§ Problem requirements
Start with the line that contains "Rebuild this screenshot" and end with the line that contains "import React from"; retype those lines and the ones between them exactly, without any pictures.

====== Source records

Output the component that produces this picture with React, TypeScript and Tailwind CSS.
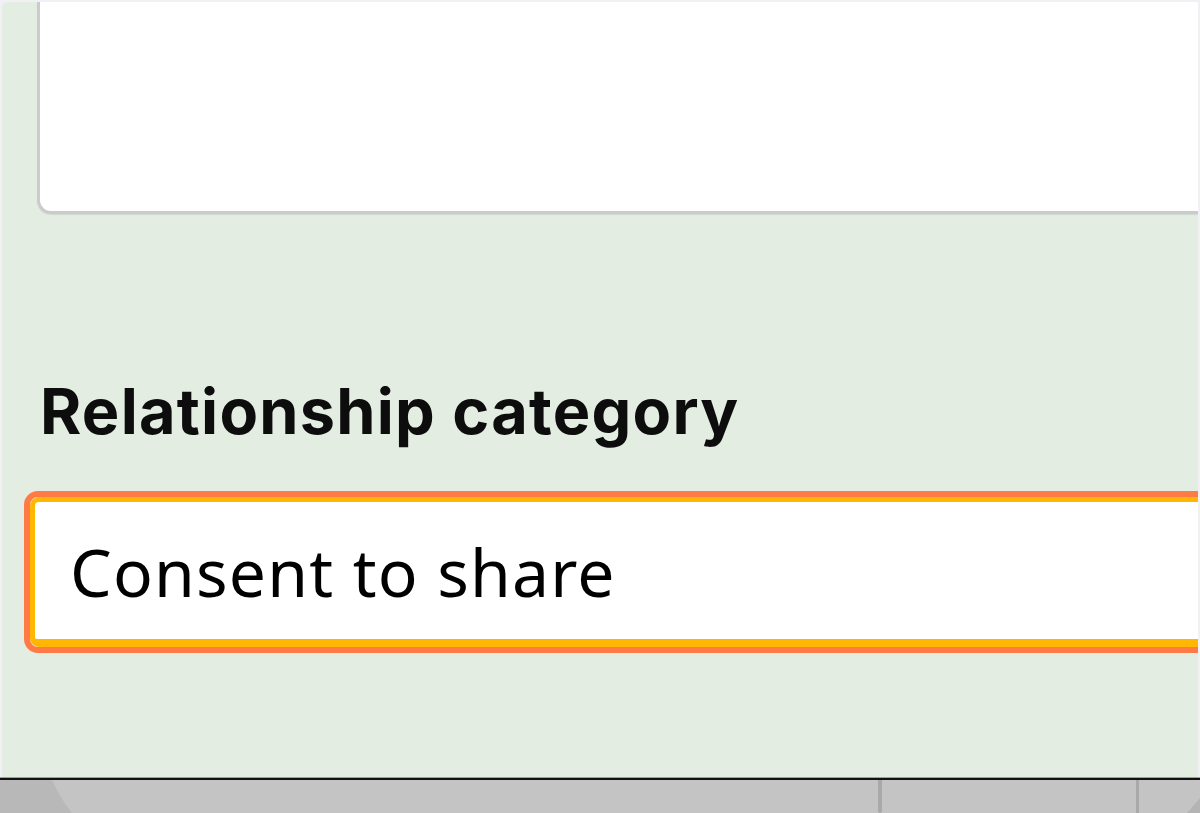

============
====== Source records

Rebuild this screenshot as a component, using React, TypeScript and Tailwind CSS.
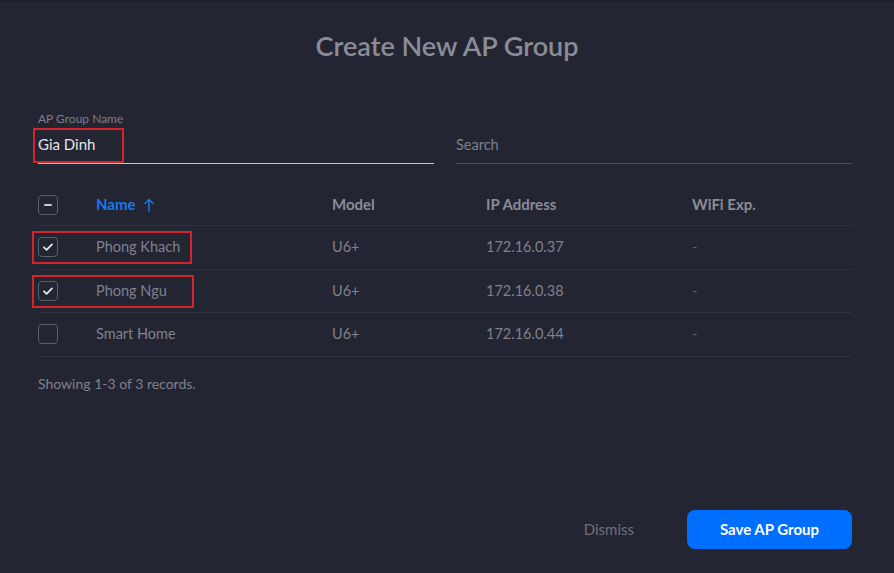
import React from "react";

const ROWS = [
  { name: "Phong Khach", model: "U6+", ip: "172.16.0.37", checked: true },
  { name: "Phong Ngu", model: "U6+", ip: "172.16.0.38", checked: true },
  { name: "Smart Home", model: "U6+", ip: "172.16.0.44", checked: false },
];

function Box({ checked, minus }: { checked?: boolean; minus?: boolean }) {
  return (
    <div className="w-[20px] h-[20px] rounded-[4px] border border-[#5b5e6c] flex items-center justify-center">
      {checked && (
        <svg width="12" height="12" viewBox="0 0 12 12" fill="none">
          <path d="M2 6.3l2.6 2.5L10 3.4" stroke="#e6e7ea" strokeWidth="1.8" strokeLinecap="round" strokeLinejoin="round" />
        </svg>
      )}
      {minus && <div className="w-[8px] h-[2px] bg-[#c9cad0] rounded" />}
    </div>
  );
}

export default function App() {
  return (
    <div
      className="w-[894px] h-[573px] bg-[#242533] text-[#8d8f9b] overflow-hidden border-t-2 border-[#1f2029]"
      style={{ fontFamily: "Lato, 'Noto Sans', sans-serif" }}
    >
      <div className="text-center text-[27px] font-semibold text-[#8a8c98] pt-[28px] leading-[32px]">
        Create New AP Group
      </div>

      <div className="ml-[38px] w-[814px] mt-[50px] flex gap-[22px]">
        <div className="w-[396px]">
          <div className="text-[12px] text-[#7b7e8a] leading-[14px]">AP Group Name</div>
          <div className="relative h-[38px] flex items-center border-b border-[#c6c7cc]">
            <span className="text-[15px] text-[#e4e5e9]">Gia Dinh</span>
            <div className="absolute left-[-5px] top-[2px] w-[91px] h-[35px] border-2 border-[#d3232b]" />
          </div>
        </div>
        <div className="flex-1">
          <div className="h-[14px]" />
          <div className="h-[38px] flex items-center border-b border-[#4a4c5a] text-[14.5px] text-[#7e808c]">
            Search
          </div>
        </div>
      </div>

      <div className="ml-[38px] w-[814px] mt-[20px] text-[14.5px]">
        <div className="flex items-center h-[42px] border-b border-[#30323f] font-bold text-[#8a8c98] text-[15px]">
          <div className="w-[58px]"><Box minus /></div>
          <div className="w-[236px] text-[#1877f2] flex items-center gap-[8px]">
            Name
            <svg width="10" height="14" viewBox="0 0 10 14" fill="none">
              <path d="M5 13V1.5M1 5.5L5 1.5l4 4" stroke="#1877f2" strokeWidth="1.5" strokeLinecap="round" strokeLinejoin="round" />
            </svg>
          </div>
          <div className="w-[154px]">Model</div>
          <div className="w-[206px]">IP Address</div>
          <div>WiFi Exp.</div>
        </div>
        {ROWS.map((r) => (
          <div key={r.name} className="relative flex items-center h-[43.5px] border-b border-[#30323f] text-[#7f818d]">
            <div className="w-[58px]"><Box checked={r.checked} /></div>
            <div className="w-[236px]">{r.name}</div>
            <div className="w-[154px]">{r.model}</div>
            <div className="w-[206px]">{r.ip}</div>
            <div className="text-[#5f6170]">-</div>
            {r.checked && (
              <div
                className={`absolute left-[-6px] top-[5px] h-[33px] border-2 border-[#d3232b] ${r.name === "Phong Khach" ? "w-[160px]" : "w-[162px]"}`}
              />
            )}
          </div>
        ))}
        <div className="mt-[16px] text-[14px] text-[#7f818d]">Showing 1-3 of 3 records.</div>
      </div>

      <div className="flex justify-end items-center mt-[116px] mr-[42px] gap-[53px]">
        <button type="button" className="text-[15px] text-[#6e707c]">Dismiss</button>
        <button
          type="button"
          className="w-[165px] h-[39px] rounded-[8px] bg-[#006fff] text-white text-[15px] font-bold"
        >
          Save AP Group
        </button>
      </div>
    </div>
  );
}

============

§ Reply to the task
Rebuild this screenshot as a component, using React, TypeScript and Tailwind CSS.
import React from "react";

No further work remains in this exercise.